▸ PROBLEM DESCRIPTION
Transcribe the listing exactly, leaving out every picture.

▸ INFORMATION SUPPLIED
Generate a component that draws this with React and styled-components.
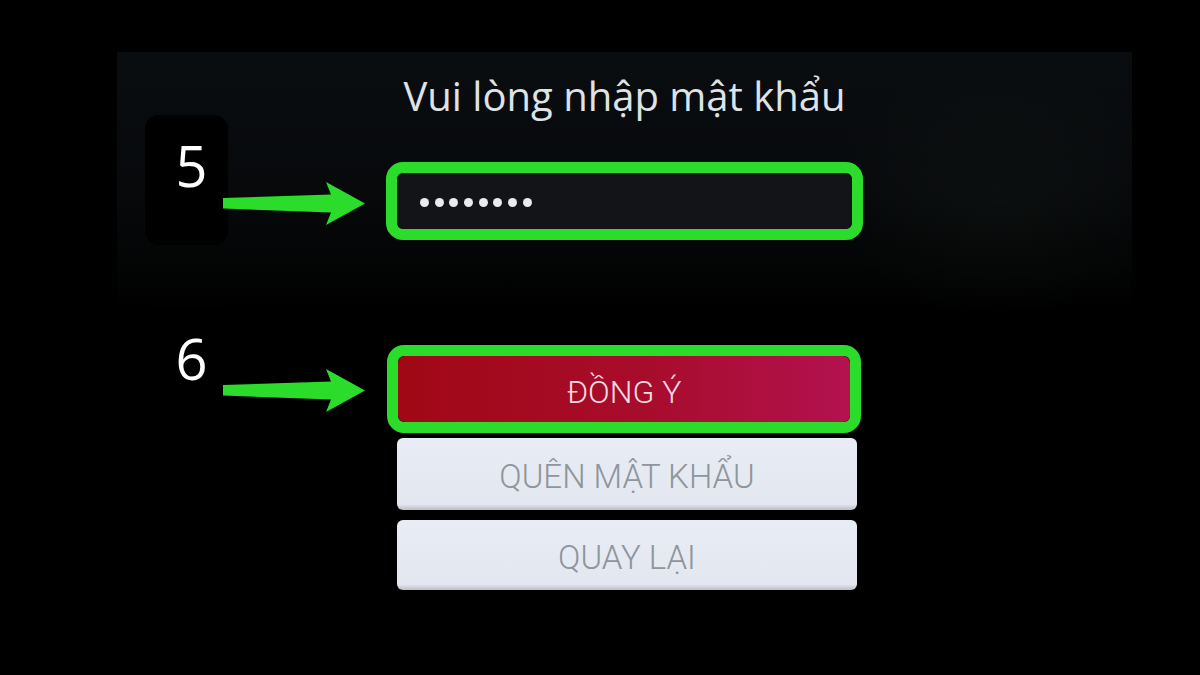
import styled, { createGlobalStyle } from "styled-components"

const GlobalStyle = createGlobalStyle`
    html, body {
        margin: 0;
        background: #000;
    }
    body {
        font-family: "Open Sans", "Noto Sans", sans-serif;
    }
`

const Page = styled.div`
    width: 1200px;
    height: 675px;
    padding: 52px 0 0 117px;
    box-sizing: border-box;
    background: #000;
    overflow: hidden;
`

const Screen = styled.div`
    width: 1015px;
    height: 560px;
    padding-top: 20px;
    box-sizing: border-box;
    background:
        radial-gradient(ellipse 240px 180px at 880px 140px, rgba(18, 22, 20, 0.45), transparent 70%),
        linear-gradient(180deg, #0a0d10 0%, #07090b 25%, #030404 38%, #000 47%);
`

const Row = styled.div`
    display: grid;
    grid-template-columns: 269px 477px;
    margin-top: ${(p) => p.$gap || 0}px;
`

const Title = styled.h1`
    grid-column: 2;
    margin: 0;
    text-align: center;
    font-family: "Open Sans", "Noto Sans", sans-serif;
    font-weight: 500;
    font-size: 40px;
    line-height: 48px;
    color: #dfe3e6;
`

const Step = styled.div`
    display: flex;
    align-items: flex-start;
    height: 0;
`

const StepBadge = styled.div`
    flex-shrink: 0;
    width: 83px;
    height: 130px;
    margin: ${(p) => p.$top}px 0 0 28px;
    padding: 22px 0 0 10px;
    box-sizing: border-box;
    border-radius: 14px;
    background: #000;
    text-align: center;
    font-family: "Open Sans", sans-serif;
    font-size: 56px;
    line-height: 56px;
    color: #fff;
`

const ArrowMark = styled.svg`
    flex-shrink: 0;
    margin: ${(p) => p.$top}px 0 0 -5px;
`

const Highlight = styled.div`
    border: 11px solid #2bdc2b;
    border-radius: 17px;
    margin-left: ${(p) => p.$inset || 0}px;
    width: ${(p) => p.$width}px;
    box-sizing: border-box;
`

const PasswordBox = styled.div`
    height: 56px;
    display: flex;
    align-items: center;
    gap: 5.7px;
    padding: 3px 0 0 23px;
    box-sizing: border-box;
    border-radius: 7px;
    background: #121417;
`

const Dot = styled.span`
    width: 9px;
    height: 9px;
    border-radius: 50%;
    background: #e9ecef;
`

const MenuButton = styled.button`
    display: flex;
    align-items: center;
    justify-content: center;
    width: ${(p) => (p.$primary ? "100%" : "460px")};
    height: ${(p) => p.$height}px;
    margin-left: ${(p) => (p.$primary ? 0 : 11)}px;
    padding: 5px 0 0;
    border: none;
    border-radius: ${(p) => (p.$primary ? 7 : 6)}px;
    background: ${(p) =>
        p.$primary
            ? "linear-gradient(90deg, #a10815 0%, #a80c2c 55%, #b3124f 100%)"
            : "linear-gradient(180deg, #e8edf5 0%, #e3e8f0 92%, #b9bec6 100%)"};
    color: ${(p) => (p.$primary ? "#f4dbe3" : "#8f959c")};
    font-family: Roboto, "Liberation Sans", sans-serif;
    font-weight: 300;
    font-size: ${(p) => (p.$primary ? 32 : 33)}px;
    cursor: pointer;
`

function Arrow({ top }) {
    return (
        <ArrowMark $top={top} width="142" height="43" viewBox="0 0 142 43">
            <path d="M0 16 L108 12.5 L103 0 L142 21.5 L103 43 L108 30.5 L0 26.5 Z" fill="#2bdc2b" />
        </ArrowMark>
    )
}

function App() {
    return (
        <>
            <GlobalStyle />
            <Page>
                <Screen>
                    <Row>
                        <Title>Vui lòng nhập mật khẩu</Title>
                    </Row>

                    <Row $gap={42}>
                        <Step>
                            <StepBadge $top={-47}>5</StepBadge>
                            <Arrow top={20} />
                        </Step>
                        <Highlight $width={477}>
                            <PasswordBox>
                                {Array.from({ length: 8 }).map((_, i) => (
                                    <Dot key={i} />
                                ))}
                            </PasswordBox>
                        </Highlight>
                    </Row>

                    <Row $gap={105}>
                        <Step>
                            <StepBadge $top={-37}>6</StepBadge>
                            <Arrow top={24} />
                        </Step>
                        <Highlight $width={474} $inset={1}>
                            <MenuButton $primary $height={66}>ĐỒNG Ý</MenuButton>
                        </Highlight>
                    </Row>

                    <Row $gap={5}>
                        <div />
                        <MenuButton $height={72}>QUÊN MẬT KHẨU</MenuButton>
                    </Row>

                    <Row $gap={10}>
                        <div />
                        <MenuButton $height={70}>QUAY LẠI</MenuButton>
                    </Row>
                </Screen>
            </Page>
        </>
    )
}

export default App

▸ RESPONSE
Generate a component that draws this with React and styled-components.
import styled, { createGlobalStyle } from "styled-components"

const GlobalStyle = createGlobalStyle`
    html, body {
        margin: 0;
        background: #000;
    }
    body {
        font-family: "Open Sans", "Noto Sans", sans-serif;
    }
`

const Page = styled.div`
    width: 1200px;
    height: 675px;
    padding: 52px 0 0 117px;
    box-sizing: border-box;
    background: #000;
    overflow: hidden;
`

const Screen = styled.div`
    width: 1015px;
    height: 560px;
    padding-top: 20px;
    box-sizing: border-box;
    background:
        radial-gradient(ellipse 240px 180px at 880px 140px, rgba(18, 22, 20, 0.45), transparent 70%),
        linear-gradient(180deg, #0a0d10 0%, #07090b 25%, #030404 38%, #000 47%);
`

const Row = styled.div`
    display: grid;
    grid-template-columns: 269px 477px;
    margin-top: ${(p) => p.$gap || 0}px;
`

const Title = styled.h1`
    grid-column: 2;
    margin: 0;
    text-align: center;
    font-family: "Open Sans", "Noto Sans", sans-serif;
    font-weight: 500;
    font-size: 40px;
    line-height: 48px;
    color: #dfe3e6;
`

const Step = styled.div`
    display: flex;
    align-items: flex-start;
    height: 0;
`

const StepBadge = styled.div`
    flex-shrink: 0;
    width: 83px;
    height: 130px;
    margin: ${(p) => p.$top}px 0 0 28px;
    padding: 22px 0 0 10px;
    box-sizing: border-box;
    border-radius: 14px;
    background: #000;
    text-align: center;
    font-family: "Open Sans", sans-serif;
    font-size: 56px;
    line-height: 56px;
    color: #fff;
`

const ArrowMark = styled.svg`
    flex-shrink: 0;
    margin: ${(p) => p.$top}px 0 0 -5px;
`

const Highlight = styled.div`
    border: 11px solid #2bdc2b;
    border-radius: 17px;
    margin-left: ${(p) => p.$inset || 0}px;
    width: ${(p) => p.$width}px;
    box-sizing: border-box;
`

const PasswordBox = styled.div`
    height: 56px;
    display: flex;
    align-items: center;
    gap: 5.7px;
    padding: 3px 0 0 23px;
    box-sizing: border-box;
    border-radius: 7px;
    background: #121417;
`

const Dot = styled.span`
    width: 9px;
    height: 9px;
    border-radius: 50%;
    background: #e9ecef;
`

const MenuButton = styled.button`
    display: flex;
    align-items: center;
    justify-content: center;
    width: ${(p) => (p.$primary ? "100%" : "460px")};
    height: ${(p) => p.$height}px;
    margin-left: ${(p) => (p.$primary ? 0 : 11)}px;
    padding: 5px 0 0;
    border: none;
    border-radius: ${(p) => (p.$primary ? 7 : 6)}px;
    background: ${(p) =>
        p.$primary
            ? "linear-gradient(90deg, #a10815 0%, #a80c2c 55%, #b3124f 100%)"
            : "linear-gradient(180deg, #e8edf5 0%, #e3e8f0 92%, #b9bec6 100%)"};
    color: ${(p) => (p.$primary ? "#f4dbe3" : "#8f959c")};
    font-family: Roboto, "Liberation Sans", sans-serif;
    font-weight: 300;
    font-size: ${(p) => (p.$primary ? 32 : 33)}px;
    cursor: pointer;
`

function Arrow({ top }) {
    return (
        <ArrowMark $top={top} width="142" height="43" viewBox="0 0 142 43">
            <path d="M0 16 L108 12.5 L103 0 L142 21.5 L103 43 L108 30.5 L0 26.5 Z" fill="#2bdc2b" />
        </ArrowMark>
    )
}

function App() {
    return (
        <>
            <GlobalStyle />
            <Page>
                <Screen>
                    <Row>
                        <Title>Vui lòng nhập mật khẩu</Title>
                    </Row>

                    <Row $gap={42}>
                        <Step>
                            <StepBadge $top={-47}>5</StepBadge>
                            <Arrow top={20} />
                        </Step>
                        <Highlight $width={477}>
                            <PasswordBox>
                                {Array.from({ length: 8 }).map((_, i) => (
                                    <Dot key={i} />
                                ))}
                            </PasswordBox>
                        </Highlight>
                    </Row>

                    <Row $gap={105}>
                        <Step>
                            <StepBadge $top={-37}>6</StepBadge>
                            <Arrow top={24} />
                        </Step>
                        <Highlight $width={474} $inset={1}>
                            <MenuButton $primary $height={66}>ĐỒNG Ý</MenuButton>
                        </Highlight>
                    </Row>

                    <Row $gap={5}>
                        <div />
                        <MenuButton $height={72}>QUÊN MẬT KHẨU</MenuButton>
                    </Row>

                    <Row $gap={10}>
                        <div />
                        <MenuButton $height={70}>QUAY LẠI</MenuButton>
                    </Row>
                </Screen>
            </Page>
        </>
    )
}

export default App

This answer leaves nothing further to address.